Dennis Lehane dives deep in ‘Since We Fell’
Rachel Childs is a television journalist in Boston whose career is on a steep upward trajectory until she is sent to Haiti on assignment after the devastating 2010 earthquake. The horror she sees and experiences there leave her with a severe case of post-traumatic stress disorder that becomes apparent when she breaks down during a live broadcast.

Back in Boston, her news career in shambles, Rachel struggles with panic attacks that leave her afraid to even leave her apartment. Her relationship with a co-worker doesn’t survive, but when she meets an old acquaintance by chance, his patient understanding of her problems leads to romance and eventually marriage. With Brian’s help, Rachel starts to re-emerge from her self-imposed exile. Her tentative journey back to normalcy is jolted, however, when on one of her first solo trips downtown she discovers Brian in a place he shouldn’t be. The discovery prompts her to use her investigative reporting skills to get to the bottom of the mystery without tipping him off to her suspicions leads her deeper and deeper into a dangerous situation where no one is who they seem.
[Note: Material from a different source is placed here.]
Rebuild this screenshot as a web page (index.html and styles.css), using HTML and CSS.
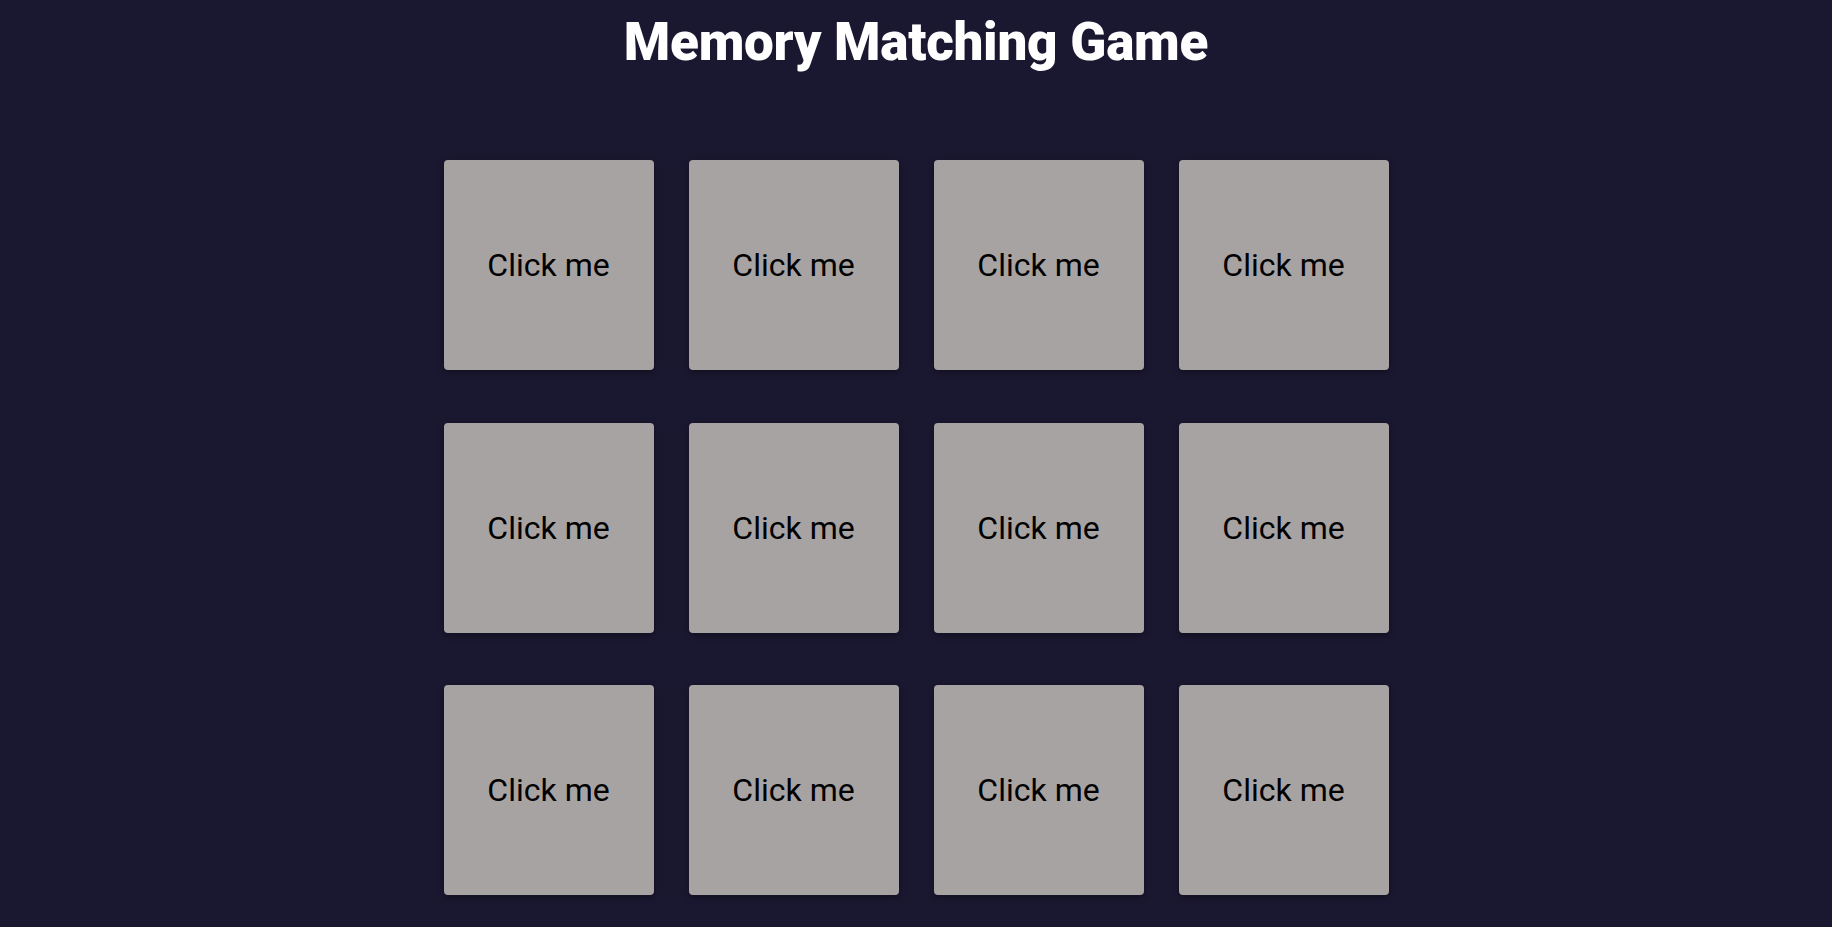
FILE: index.html
```html
<!DOCTYPE html>
<html>
<head>
<meta charset="utf-8">
<title>Memory Matching Game</title>
<link rel="stylesheet" href="styles.css">
</head>
<body>
<main class="page">
  <h1 class="title">Memory Matching Game</h1>
  <div class="board">
    <div class="card">Click me</div>
    <div class="card">Click me</div>
    <div class="card">Click me</div>
    <div class="card">Click me</div>
    <div class="card">Click me</div>
    <div class="card">Click me</div>
    <div class="card">Click me</div>
    <div class="card">Click me</div>
    <div class="card">Click me</div>
    <div class="card">Click me</div>
    <div class="card">Click me</div>
    <div class="card">Click me</div>
  </div>
</main>
</body>
</html>
```
FILE: styles.css
```css
html, body {
  margin: 0;
  padding: 0;
  background: #1a1730;
  height: 100%;
}
body {
  font-family: Roboto, "Liberation Sans", sans-serif;
  overflow: hidden;
}
.page {
  display: flex;
  flex-direction: column;
  align-items: center;
}
.title {
  margin: 11px 0 0;
  font-size: 53px;
  font-weight: 900;
  color: #ffffff;
  line-height: normal;
  letter-spacing: -0.25px;
}
.board {
  margin-top: 87px;
  display: grid;
  grid-template-columns: repeat(4, 210px);
  grid-auto-rows: 210px;
  column-gap: 35px;
  row-gap: 52.5px;
}
.card {
  background: #a8a3a3;
  border-radius: 4px;
  box-shadow: 0 2px 6px rgba(0, 0, 0, 0.35);
  display: flex;
  align-items: center;
  justify-content: center;
  font-size: 32px;
  color: #000000;
}
```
For my money, Dennis Lehane is one of the most underrated mystery/thriller writers in the business. Yes, several of his previous novels, Mystic River and Shutter Island among them, were turned into feature films, but the books themselves never generate much discussion among my friends who enjoy Harlan Coben, Linwood Barclay, and others. With Since We Fell (Ecco, 2017), Lehane has delivered another intricately plotted examination of people who are not what they seem being driven to extremes by circumstances they can’t control. I appreciated that Rachel, despite her emotional fragility through much of the first part of the novel, is far from a hapless victim waiting to be rescued. She manages to engineer her own rescue on her own terms, even as she accepts the consequences of what she has to do in the process.
Lehane builds the narrative tension slowly but surely (perhaps a little too slowly at first) to a white-knuckle finish that seems both unexpected and inevitable. Nothing about this book made me any less eager to read the next offering from a first-rate writer.
Generally I’m not a fan of thrillers, but this does sound good.